After Pollack’s death, she lived in the shadow of his almost pop-star fame. Critics were harsh with her new larger scale (because she had moved out to work in the big barn) expressionist works labeling them too reminiscent of Pollack’s or too decorative meaning too feminine.

Her later work was finally recognized in a retrospective in 1983 at the Houston Museum of Fine Arts in Texas but because of her poor health she was unable to attend the opening and died before the show reached its final stop at MOMA in New York.

Even though she struggled against the hyper masculine attitudes of the Abstract Expressionist movement, Krasner was a prominent figure within it. Her extensive training in art theory, her skill and versatility drew connections between the early-twentieth-century art and the new ideas of postwar America.

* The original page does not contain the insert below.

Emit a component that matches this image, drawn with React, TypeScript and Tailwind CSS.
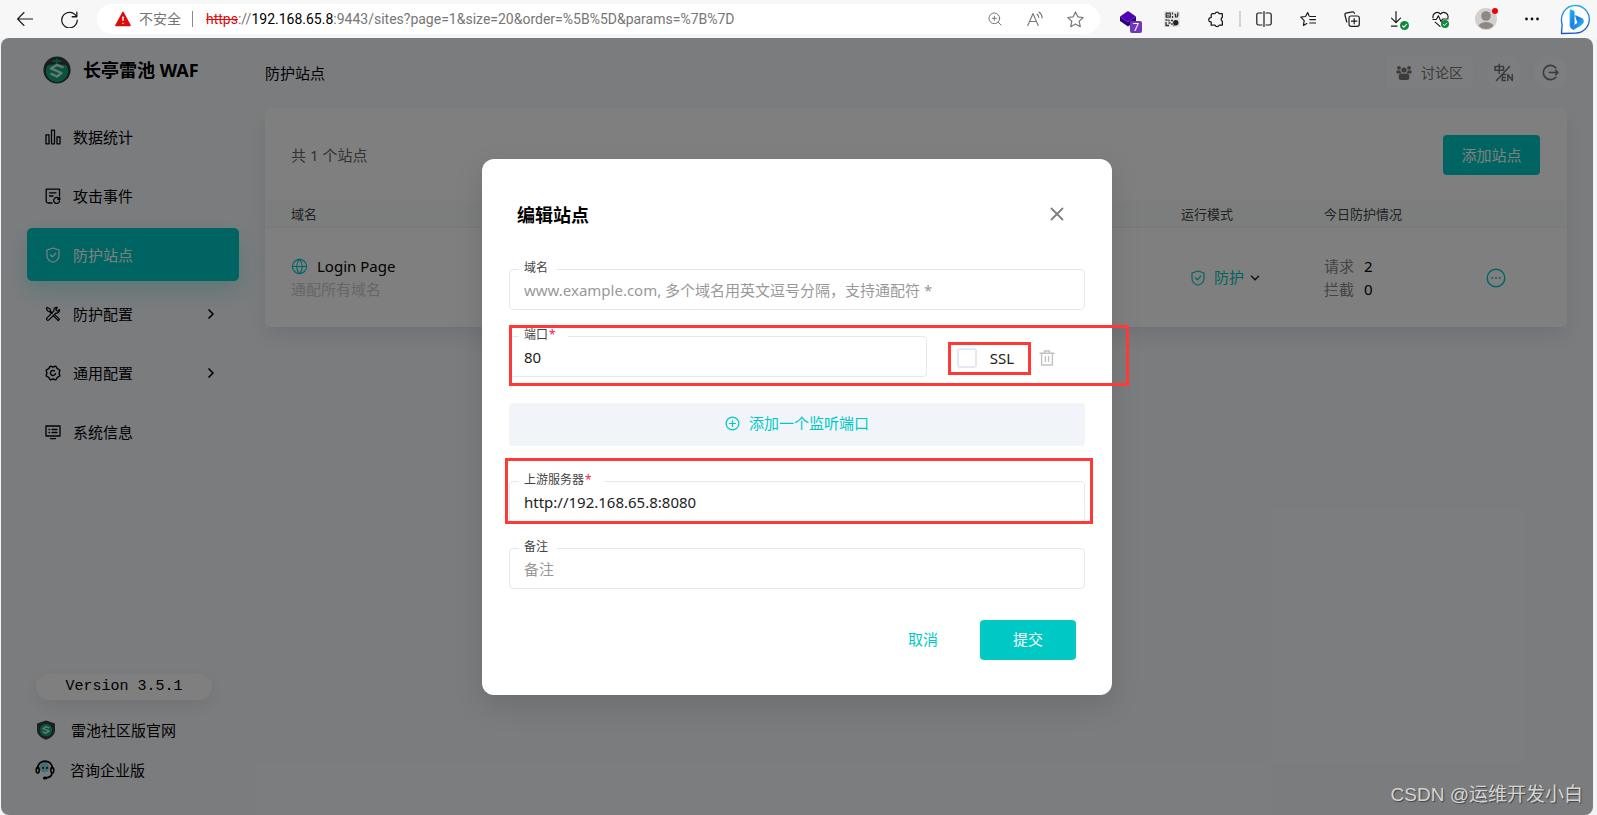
import type { ReactNode } from "react";
import { ChevronDown, ChevronRight, Globe, X, ZoomIn } from "lucide-react";

type IconProps = { className?: string };

function Stroke({ className, width = 1.2, size = 16, children }: IconProps & { width?: number; size?: number; children: ReactNode }) {
  return (
    <svg
      aria-hidden="true"
      viewBox={`0 0 ${size} ${size}`}
      className={className}
      fill="none"
      stroke="currentColor"
      strokeWidth={width}
      strokeLinecap="round"
      strokeLinejoin="round"
    >
      {children}
    </svg>
  );
}

const ShieldCheckIcon = ({ className }: IconProps) => (
  <Stroke className={className}>
    <path d="M8 1 L14 3 V8.5 C14 12 11 14.3 8 15.3 C5 14.3 2 12 2 8.5 V3 Z" />
    <path d="M5.5 8 L7.4 9.8 L10.8 6.2" />
  </Stroke>
);

const ChartIcon = ({ className }: IconProps) => (
  <Stroke className={className} width={1.3}>
    <path d="M1 5.8h3v9H1zM6.5 1.2h3v13.6h-3zM12 8h3v6.8h-3z" />
  </Stroke>
);

const EventIcon = ({ className }: IconProps) => (
  <Stroke className={className} width={1.3}>
    <path d="M7 15H3.2A2 2 0 0 1 1.2 13V1.2H14.5V8" />
    <path d="M4.5 4.8H11M4.5 8H8" />
    <path d="M14.3 11A3 3 0 1 0 14.6 13.2M14.8 9.6V11.5H12.8" />
  </Stroke>
);

const ToolsIcon = ({ className }: IconProps) => (
  <Stroke className={className} width={1.2}>
    <path d="M2.2 1.5L5 2.8L5.6 5.2L7.4 7M9.6 8.6L14.4 13.2L13.2 14.6L8.4 9.8M6 7L4.6 5.8L2.4 4.8L1.4 2.4L2.2 1.5" />
    <path d="M14.5 3.6L12.4 5.2L10.8 3.6L12.3 1.4C10 .9 8.3 2.8 9 4.9L1.8 12.2C.9 13.4 2.4 15 3.7 14.1L11 7C13 7.5 15 5.8 14.5 3.6Z" />
  </Stroke>
);

const GearIcon = ({ className }: IconProps) => (
  <Stroke className={className} width={1.4}>
    <path d="M5.2 1.2L8 2L10.8 1.2L12.3 3.6L14.8 5L14.2 8L14.8 11L12.3 12.4L10.8 14.8L8 14L5.2 14.8L3.7 12.4L1.2 11L1.8 8L1.2 5L3.7 3.6Z" />
    <path d="M10.4 8.6A2.5 2.5 0 1 1 9.4 5.9" />
  </Stroke>
);

const MonitorIcon = ({ className }: IconProps) => (
  <Stroke className={className} width={1.3}>
    <path d="M1 2h14v10H1zM5.5 14.6h5" />
    <path d="M4 5.5h.6M4 8.5h.6M7 5.5h5M7 8.5h5" />
  </Stroke>
);

const TrashIcon = ({ className }: IconProps) => (
  <Stroke className={className} width={1.4}>
    <path d="M1 3.2H15M5.5 2.8V1H10.5V2.8M2.6 3.4V15H13.4V3.4M6.4 6.5V11.5M9.6 6.5V11.5" />
  </Stroke>
);

const PlusCircleIcon = ({ className }: IconProps) => (
  <Stroke className={className} width={1.3}>
    <circle cx="8" cy="8" r="6.8" />
    <path d="M8 4.8V11.2M4.8 8H11.2" />
  </Stroke>
);

const MoreCircleIcon = ({ className }: IconProps) => (
  <svg aria-hidden="true" viewBox="0 0 20 20" className={className}>
    <circle cx="10" cy="10" r="8.8" fill="none" stroke="currentColor" strokeWidth="1.4" />
    <g fill="currentColor">
      <circle cx="6.2" cy="10" r="1" />
      <circle cx="10" cy="10" r="1" />
      <circle cx="13.8" cy="10" r="1" />
    </g>
  </svg>
);

const GroupIcon = ({ className }: IconProps) => (
  <svg aria-hidden="true" viewBox="0 0 16 16" className={className} fill="currentColor">
    <circle cx="3" cy="2.8" r="1.9" />
    <circle cx="13" cy="2.8" r="1.9" />
    <circle cx="8" cy="5" r="2.6" />
    <path d="M.5 5.4h3.8c.2 1.6.8 2.4 1.6 3H1.6Q.5 8.4 .5 7.2zM15.5 5.4h-3.8c-.2 1.6-.8 2.4-1.6 3h4.3q1.1 0 1.100-1.200zM4.500 8.800h7q1.800.4 1.800 2.300v1.900q0 2-2 2H4.700q-2 0-2-2v-1.900q0-1.900 1.800-2.300z" />
  </svg>
);

const LanguageIcon = ({ className }: IconProps) => (
  <Stroke className={className} width={1.5} size={20}>
    <path d="M1 3.500H9.500V7.200H1zM5.200 1.200V10.500" />
    <path d="M2.500 17.500L15.500 3.500" width="1.200" />
    <path d="M11.500 11.500H8.300V17.500H11.500M8.300 14.500H11.200M13.800 17.500V11.500L18.300 17.500V11.500" />
  </Stroke>
);

const LogoutIcon = ({ className }: IconProps) => (
  <Stroke className={className} width={1.5}>
    <path d="M13 3.600A6.700 6.700 0 1 0 13 12.400M7 8H15M13 6L15 8L13 10" />
  </Stroke>
);

const LogoIcon = ({ className }: IconProps) => (
  <svg aria-hidden="true" viewBox="0 0 28 28" className={className}>
    <circle cx="14" cy="14" r="13.600" fill="#38393d" />
    <circle cx="14" cy="15" r="11" fill="#12a878" />
    <path d="M4 9C8 3 20 3 24 9L18 8.500L14 7L10 8.500Z" fill="#2f3a38" />
    <path d="M14 2.500V9M10 5H18" stroke="#12a878" strokeWidth="1.500" />
    <path d="M20.500 11.500L14 9L8 12.500L18.500 17L14 20.500L7.500 17.500" fill="none" stroke="#d8efe8" strokeWidth="2.400" strokeLinejoin="round" />
  </svg>
);

const ShieldLogoIcon = ({ className }: IconProps) => (
  <svg aria-hidden="true" viewBox="0 0 20 20" className={className}>
    <path d="M10 .5L19 3.500V10C19 15 15 18 10 19.800C5 18 1 15 1 10V3.500Z" fill="#3a3c40" />
    <circle cx="10" cy="10" r="6.300" fill="#12a878" />
    <path d="M13.500 8L10 6.600L7 8.600L13 11L10 13.200L6.500 11.600" fill="none" stroke="#d8efe8" strokeWidth="1.500" strokeLinejoin="round" />
  </svg>
);

const HeadsetIcon = ({ className }: IconProps) => (
  <svg aria-hidden="true" viewBox="0 0 20 20" className={className} fill="none" stroke="#000" strokeLinecap="round">
    <circle cx="9.500" cy="7.500" r="5" fill="#8fdcdc" stroke="none" />
    <path d="M2.800 8C3 -1 17 -1 17.200 8" strokeWidth="1.800" />
    <rect x="1.300" y="7.500" width="2.800" height="5.500" rx="1.400" strokeWidth="1.600" />
    <rect x="15.900" y="7.500" width="2.800" height="5.500" rx="1.400" strokeWidth="1.600" />
    <path d="M17 13.500C16.500 16.500 14 17.600 11 17.800" strokeWidth="1.600" />
    <ellipse cx="10" cy="17.900" rx="2.200" ry="1.500" fill="#000" stroke="none" />
    <path d="M8.200 7.500V8.200M12 7.500V8.200" strokeWidth="1.600" />
  </svg>
);

function BrowserIcon({ label, children, className = "w-11" }: { label: string; children: ReactNode; className?: string }) {
  return (
    <button type="button" aria-label={label} className={`flex h-full shrink-0 items-center justify-center ${className}`}>
      {children}
    </button>
  );
}

function BrowserBar() {
  return (
    <header className="flex h-[38px] shrink-0 items-center bg-[#f7f7f7] text-[#1b1b1b]">
      <BrowserIcon label="后退" className="ml-[3px] w-11">
        <Stroke className="size-4" width={1.100}>
          <path d="M.6 8H15.600M7 1.500L.6 8L7 14.500" />
        </Stroke>
      </BrowserIcon>
      <BrowserIcon label="刷新">
        <Stroke className="size-[17px]" width={1.200}>
          <path d="M14.500 5.200A7.300 7.300 0 1 0 15.300 8.500M14.900 1V5.400H10.500" />
        </Stroke>
      </BrowserIcon>
      <div className="ml-[6px] flex h-[30px] min-w-0 flex-1 items-center rounded-full bg-white pr-[5px] pl-[18px] text-sm text-[#767676]">
        <svg aria-hidden="true" viewBox="0 0 16 16" className="size-4 shrink-0">
          <path d="M8 1.300L15.200 14.500H.8Z" fill="#e00b0b" stroke="#e00b0b" strokeWidth="1.400" strokeLinejoin="round" />
          <path d="M8 5.500V9.800M8 11.700V12.700" stroke="#fff" strokeWidth="1.500" />
        </svg>
        <span className="ml-2 shrink-0">不安全</span>
        <span className="mx-[11px] h-4 w-px shrink-0 bg-[#8a8a8a]" />
        <span className="min-w-0 flex-1 truncate pl-[2px] font-[Roboto,sans-serif]">
          <span className="text-[#e00b0b] line-through">https</span>://<span className="text-black">192.168.65.8</span>
          :9443/sites?page=1&amp;size=20&amp;order=%5B%5D&amp;params=%7B%7D
        </span>
        <BrowserIcon label="缩放" className="w-10">
          <ZoomIn className="size-4" strokeWidth={1.500} />
        </BrowserIcon>
        <BrowserIcon label="大声朗读" className="w-10">
          <Stroke className="size-4" width={1.100}>
            <path d="M.8 14.500L6 2.500L11.200 14.500M2.600 10.500H9.400M10 3.300Q11.500 4.500 11.800 6.500M12 1Q15 3 15.200 7" />
          </Stroke>
        </BrowserIcon>
        <BrowserIcon label="收藏" className="w-10">
          <Stroke className="size-[17px]" width={1.100}>
            <path d="M8 .9L10.200 5.500L15.200 6.100L11.500 9.600L12.500 14.800L8 12.300L3.500 14.800L4.500 9.600L.8 6.100L5.800 5.500Z" />
          </Stroke>
        </BrowserIcon>
      </div>
      <nav aria-label="浏览器工具" className="ml-[6px] flex h-full shrink-0 items-center">
        <BrowserIcon label="扩展" className="relative w-11">
          <svg aria-hidden="true" viewBox="0 0 16 16" className="size-4">
            <path d="M0 5.500L8 11L16 5.500V10L8 15.500L0 10Z" fill="#2b007c" />
            <path d="M8 0L16 5.500L8 11L0 5.500Z" fill="#5200b5" />
          </svg>
          <span className="absolute right-2 bottom-[5px] flex h-3 w-3 items-center justify-center rounded-xs bg-[#7236bb] text-[11px] leading-3 text-white">
            7
          </span>
        </BrowserIcon>
        <BrowserIcon label="二维码">
          <svg aria-hidden="true" viewBox="0 0 16 16" className="size-4">
            <rect width="16" height="16" rx="1" fill="#e6e6e6" />
            <g fill="none" stroke="#333" strokeWidth="1.300">
              <path d="M2.200 2.200h4v4h-4zM4 3.600v1.300M8.500 1.500v2M8.500 5v2M10.500 3.500h1v3M13.800 1.500v2.500l-1 2.500M1.500 9h2M5 8.500v2M7 9.500h2M2 11v3.500h3M4.500 12h2M8 12v2M9.500 14.500h1" />
            </g>
            <circle cx="11.800" cy="11.800" r="2.700" fill="#222" />
          </svg>
        </BrowserIcon>
        <BrowserIcon label="扩展程序">
          <Stroke className="size-[17px]" width={1.200}>
            <path d="M4.500 2.500H6.600A2 2 0 0 1 10.400 2.500H13.500V6A2 2 0 0 0 13.500 9.600V13.300H10.500A2 2 0 0 1 6.700 13.300H3V10.300A2 2 0 0 1 2.500 6.200H3V4Q3 2.500 4.500 2.500Z" />
          </Stroke>
        </BrowserIcon>
        <span className="mx-px h-4 w-[2px] bg-[#d3d3d3]" />
        <BrowserIcon label="分屏">
          <Stroke className="size-4" width={1.200}>
            <path d="M6 2H2.500Q.8 2 .8 3.700V12.300Q.8 14 2.500 14H6M10 2H13.500Q15.200 2 15.200 3.700V12.300Q15.200 14 13.500 14H10M8 .6V15.400" />
          </Stroke>
        </BrowserIcon>
        <BrowserIcon label="收藏夹">
          <Stroke className="size-4" width={1.200}>
            <path d="M9 4.800L7.700 1.500L5.500 5.500L.8 6.200L4.200 9.700L3.400 14.500L6.800 12.600M9.800 5.500H15.500M9.800 8.700H15.500M9.800 12H15.500" />
          </Stroke>
        </BrowserIcon>
        <BrowserIcon label="集锦">
          <Stroke className="size-4" width={1.200}>
            <rect x="5" y="5" width="10.300" height="10.300" rx="2" />
            <path d="M10.200 7.500V12.800M7.500 10.200H12.800M2.800 11L.9 4Q.6 2.500 2 2.100L8.500.8Q10 .6 10.500 2.400" />
          </Stroke>
        </BrowserIcon>
        <BrowserIcon label="下载" className="relative w-11">
          <Stroke className="size-4" width={1.200}>
            <path d="M8 .6V11.500M3.500 7.200L8 11.700L12.500 7.200M3.500 15.200H9" />
          </Stroke>
          <CheckBadge className="absolute right-[9px] bottom-2 size-[9px]" />
        </BrowserIcon>
        <BrowserIcon label="性能" className="relative w-11">
          <Stroke className="size-[17px]" width={1.100}>
            <path d="M1 6.500C0 2 5.500-.5 8 3C10.500-.5 16 2 15 6.500M.8 8H4L6 4.500L8.500 10L10 7.500H15.200M3 10.500L7.500 14.500" />
          </Stroke>
          <CheckBadge className="absolute right-[13px] bottom-[10px] size-2" />
        </BrowserIcon>
        <BrowserIcon label="个人资料" className="relative w-12">
          <svg aria-hidden="true" viewBox="0 0 22 22" className="size-[22px]">
            <circle cx="11" cy="11" r="11" fill="#d2cfcc" />
            <circle cx="11" cy="8" r="4.800" fill="#8b8886" />
            <path d="M3.500 17.500Q6 14 11 14T18.500 17.500Q15.500 21 11 21T3.500 17.500Z" fill="#8b8886" />
          </svg>
          <span className="absolute top-2 right-3 size-[6px] rounded-full bg-[#f40000]" />
        </BrowserIcon>
        <BrowserIcon label="更多">
          <svg aria-hidden="true" viewBox="0 0 16 4" className="h-1 w-4" fill="#111">
            <circle cx="2.500" cy="2" r="1.400" />
            <circle cx="8" cy="2" r="1.400" />
            <circle cx="13.500" cy="2" r="1.400" />
          </svg>
        </BrowserIcon>
        <BrowserIcon label="Bing" className="w-[43px]">
          <svg aria-hidden="true" viewBox="0 0 32 32" className="size-[31px]">
            <defs>
              <linearGradient id="ring" x1="0" y1="0" x2="0" y2="1">
                <stop offset="0" stopColor="#27a9e8" />
                <stop offset="1" stopColor="#1b56c4" />
              </linearGradient>
              <linearGradient id="mark" x1="0" y1="0" x2="1" y2="1">
                <stop offset="0" stopColor="#1fb6f0" />
                <stop offset=".5" stopColor="#1878e4" />
                <stop offset="1" stopColor="#2fd0f0" />
              </linearGradient>
            </defs>
            <path d="M1.500 30.500L2.200 21C-.5 12 5 1.500 16 1.500A14 14 0 0 1 16 30Z" fill="#fff" stroke="url(#ring)" strokeWidth="1.400" strokeLinejoin="round" />
            <path d="M10.500 6L14.500 7.500V21L11.500 24.500L10.500 22ZM16 12L23.500 15.500Q25.500 19 22 21.500L13.500 26.500L11.500 24.500L18.500 19.500Z" fill="url(#mark)" stroke="url(#mark)" strokeLinejoin="round" />
          </svg>
        </BrowserIcon>
      </nav>
    </header>
  );
}

function CheckBadge({ className }: IconProps) {
  return (
    <svg aria-hidden="true" viewBox="0 0 10 10" className={className}>
      <circle cx="5" cy="5" r="5" fill="#0f8a3c" />
      <path d="M2.500 5.200L4.300 6.900L7.500 3.500" fill="none" stroke="#fff" strokeWidth="1.200" />
    </svg>
  );
}

const menu = [
  { label: "数据统计", Icon: ChartIcon },
  { label: "攻击事件", Icon: EventIcon },
  { label: "防护站点", Icon: ShieldCheckIcon, active: true },
  { label: "防护配置", Icon: ToolsIcon, nested: true },
  { label: "通用配置", Icon: GearIcon, nested: true },
  { label: "系统信息", Icon: MonitorIcon },
];

function Sidebar() {
  return (
    <aside className="flex w-[264px] shrink-0 flex-col px-[26px]">
      <div className="mt-[18px] flex h-[27px] items-center gap-3 pl-4">
        <LogoIcon className="size-7" />
        <span className="text-lg font-bold">长亭雷池 WAF</span>
      </div>
      <nav aria-label="主菜单" className="mt-[27px] flex flex-col gap-[6px]">
        {menu.map(({ label, Icon, active, nested }) => (
          <a
            key={label}
            href="#"
            className={
              active
                ? "flex h-[53px] items-center rounded-[5px] bg-[#00c9c5] pr-5 pl-[18px] text-white shadow-[0_10px_25px_rgba(0,201,197,0.25)]"
                : "flex h-[53px] items-center rounded-[5px] pr-5 pl-[18px]"
            }
          >
            <Icon className="size-4" />
            <span className="ml-3 flex-1">{label}</span>
            {nested && <ChevronRight className="size-4" strokeWidth={2.500} />}
          </a>
        ))}
      </nav>
      <div className="mt-auto flex flex-col pb-[25px]">
        <div className="mr-[27px] ml-[9px] flex h-[26px] items-center justify-center rounded-full bg-white font-['Liberation_Mono','DejaVu_Sans_Mono',monospace] shadow-[0_6px_16px_rgba(120,130,150,0.15)]">
          Version 3.5.1
        </div>
        <a href="#" className="mt-[10px] flex h-10 items-center pl-[9px]">
          <ShieldLogoIcon className="size-5" />
          <span className="ml-[15px]">雷池社区版官网</span>
        </a>
        <a href="#" className="flex h-10 items-center pl-2">
          <HeadsetIcon className="size-5" />
          <span className="ml-[15px]">咨询企业版</span>
        </a>
      </div>
    </aside>
  );
}

function SitesPage() {
  return (
    <main className="flex min-w-0 flex-1 flex-col pr-[26px]">
      <div className="mt-[18px] flex h-[33px] items-center justify-between">
        <h1>防护站点</h1>
        <div className="flex items-center gap-[14px] text-[#767676]">
          <button type="button" className="flex h-[33px] items-center gap-[9px] rounded-[5px] bg-white/50 px-[10px] text-sm">
            <GroupIcon className="size-4" />
            讨论区
          </button>
          <button type="button" aria-label="语言" className="flex size-[33px] items-center justify-center rounded-full bg-white/50">
            <LanguageIcon className="size-5" />
          </button>
          <button type="button" aria-label="退出登录" className="flex size-[33px] items-center justify-center rounded-full bg-white/50">
            <LogoutIcon className="size-[17px]" />
          </button>
        </div>
      </div>
      <section className="mt-[19px] rounded-[5px] bg-white shadow-[0_10px_20px_rgba(110,120,145,0.15)]">
        <div className="flex items-center justify-between pt-[27px] pr-[27px] pb-[26px] pl-[26px]">
          <p className="text-[#666]">共 1 个站点</p>
          <button type="button" className="h-10 w-[97px] rounded-[4px] bg-[#00c9c5] text-white">
            添加站点
          </button>
        </div>
        <table className="w-full table-fixed text-left">
          <colgroup>
            <col />
            <col className="w-[143px]" />
            <col className="w-[163px]" />
            <col className="w-[106px]" />
          </colgroup>
          <thead className="border-b border-[#f1f5f4] bg-[#f8fcfa] text-[13px] leading-[26px] text-[#444]">
            <tr>
              <th className="px-[26px] font-normal">域名</th>
              <th className="px-[26px] font-normal">运行模式</th>
              <th className="px-[26px] font-normal">今日防护情况</th>
              <th aria-label="操作" />
            </tr>
          </thead>
          <tbody className="leading-[23px]">
            <tr>
              <td className="px-[26px] pt-[27px] pb-[26px]">
                <div className="flex items-center gap-[9px]">
                  <Globe className="size-[17px] text-[#00c9c5]" strokeWidth={1.600} />
                  Login Page
                </div>
                <div className="text-[#ccc]">通配所有域名</div>
              </td>
              <td className="pl-[35px]">
                <button type="button" className="flex items-center whitespace-nowrap text-[#00c9c5]">
                  <ShieldCheckIcon className="size-4" />
                  <span className="ml-2">防护</span>
                  <ChevronDown className="ml-1 size-[14px] text-[#333]" strokeWidth={3} />
                </button>
              </td>
              <td className="px-[26px] pt-px">
                <div>
                  <span className="mr-[10px] text-[#888]">请求</span>2
                </div>
                <div>
                  <span className="mr-[10px] text-[#888]">拦截</span>0
                </div>
              </td>
              <td className="px-[25px]">
                <button type="button" aria-label="更多操作" className="flex text-[#00c9c5]">
                  <MoreCircleIcon className="size-5" />
                </button>
              </td>
            </tr>
          </tbody>
        </table>
      </section>
    </main>
  );
}

type FieldProps = { id: string; label: string; required?: boolean; value?: string; placeholder?: string };

function Field({ id, label, required, value, placeholder }: FieldProps) {
  return (
    <div className="relative min-w-0 flex-1">
      <label
        htmlFor={id}
        className="absolute -top-[9px] left-[10px] bg-white pr-2 pl-[5px] text-xs leading-4 text-[#444]"
      >
        {label}
        {required && <span className="mr-1 ml-px text-[#ff1844]">*</span>}
      </label>
      <input
        id={id}
        type="text"
        defaultValue={value}
        placeholder={placeholder}
        required={required}
        className="block h-[41px] w-full rounded-[4px] border border-[#e3e8f1] bg-white px-[14px] pt-[2px] text-[#222] outline-none placeholder:text-[#999]"
      />
    </div>
  );
}

function EditSiteDialog() {
  return (
    <form
      role="dialog"
      aria-labelledby="dialog-title"
      className="w-[630px] max-w-full rounded-xl bg-white px-[27px] pt-[43px] pb-[35px] shadow-[0_10px_30px_rgba(0,0,0,0.12)]"
    >
      <div className="flex h-6 items-center justify-between pr-[17px] pl-2">
        <h2 id="dialog-title" className="pt-[2px] text-lg font-bold">
          编辑站点
        </h2>
        <button type="button" aria-label="关闭" className="text-[#808080]">
          <X className="size-[22px]" strokeWidth={2} />
        </button>
      </div>
      <div className="mt-[43px] flex">
        <Field id="domain" label="域名" placeholder="www.example.com, 多个域名用英文逗号分隔，支持通配符 *" />
      </div>
      <div className="relative mt-[26px] flex items-center pr-[30px]">
        <Field id="port" label="端口" required value="80" />
        <div className="flex items-center pt-[3px]">
          <label className="relative ml-[30px] flex items-center gap-[13px] text-[#222]">
            <input type="checkbox" className="size-5 appearance-none rounded-[3px] border-2 border-[#e3e8f1] bg-white" />
            SSL
            <span className="pointer-events-none absolute -top-1 -right-[17px] -bottom-[5px] -left-[9px] border-3 border-[#ff3838]" />
          </label>
          <button type="button" aria-label="删除端口" className="ml-[25px] text-[#c2c2c2]">
            <TrashIcon className="size-4" />
          </button>
        </div>
        <span className="pointer-events-none absolute -top-[11px] -right-[44px] -bottom-[9px] left-0 border-3 border-[#ff3838]" />
      </div>
      <button
        type="button"
        className="mt-[26px] flex h-[43px] w-full items-center justify-center gap-[9px] rounded-[4px] bg-[#f1f5f9] pb-[2px] text-[#00c9c5]"
      >
        <PlusCircleIcon className="size-[15px]" />
        添加一个监听端口
      </button>
      <div className="relative mt-[35px] flex">
        <Field id="upstream" label="上游服务器" required value="http://192.168.65.8:8080" />
        <span className="pointer-events-none absolute -top-[23px] -right-2 -bottom-[2px] -left-1 border-3 border-[#ff3838]" />
      </div>
      <div className="mt-[26px] flex">
        <Field id="remark" label="备注" placeholder="备注" />
      </div>
      <div className="mt-[31px] flex justify-end gap-[26px] pr-[9px]">
        <button type="button" className="px-4 pb-[2px] text-[#00c9c5]">
          取消
        </button>
        <button type="submit" className="h-10 w-24 rounded-[4px] bg-[#00c9c5] pb-[2px] text-white">
          提交
        </button>
      </div>
    </form>
  );
}

export default function App() {
  return (
    <div className="flex min-h-screen flex-col bg-[#f3f4f6] font-['Noto_Sans','Noto_Sans_CJK_SC',sans-serif] text-[15px] leading-6 text-black">
      <BrowserBar />
      <div className="relative mr-1 ml-px flex flex-1 overflow-hidden rounded-lg bg-[#f7f9fc]">
        <Sidebar />
        <SitesPage />
        <div className="absolute inset-0 flex items-center justify-center bg-black/50">
          <EditSiteDialog />
        </div>
        <p className="absolute right-[10px] bottom-[6px] font-['Liberation_Sans','Noto_Sans_CJK_SC',sans-serif] text-[19px] leading-7 text-[#d4d4d4] [text-shadow:1px_1px_1px_#444]">
          CSDN @运维开发小白
        </p>
      </div>
    </div>
  );
}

She helped devise the “all-over” technique, which influenced Pollack’s drip painting.

Thanks to her generosity, the Pollock-Krasner Foundation has awarded over 46 million dollars in grants to working artists around the world.

Krasner constantly pushed herself and reinvented her style through out her career. She was “rediscovered” by feminist art historians during the 1970s and thankfully lived to see a greater recognition of her art.

“I happened to be Mrs. Jackson Pollock and that’s a mouthful. I was a woman, Jewish, a widow, a damn good painter, thank you, and a little too independent.”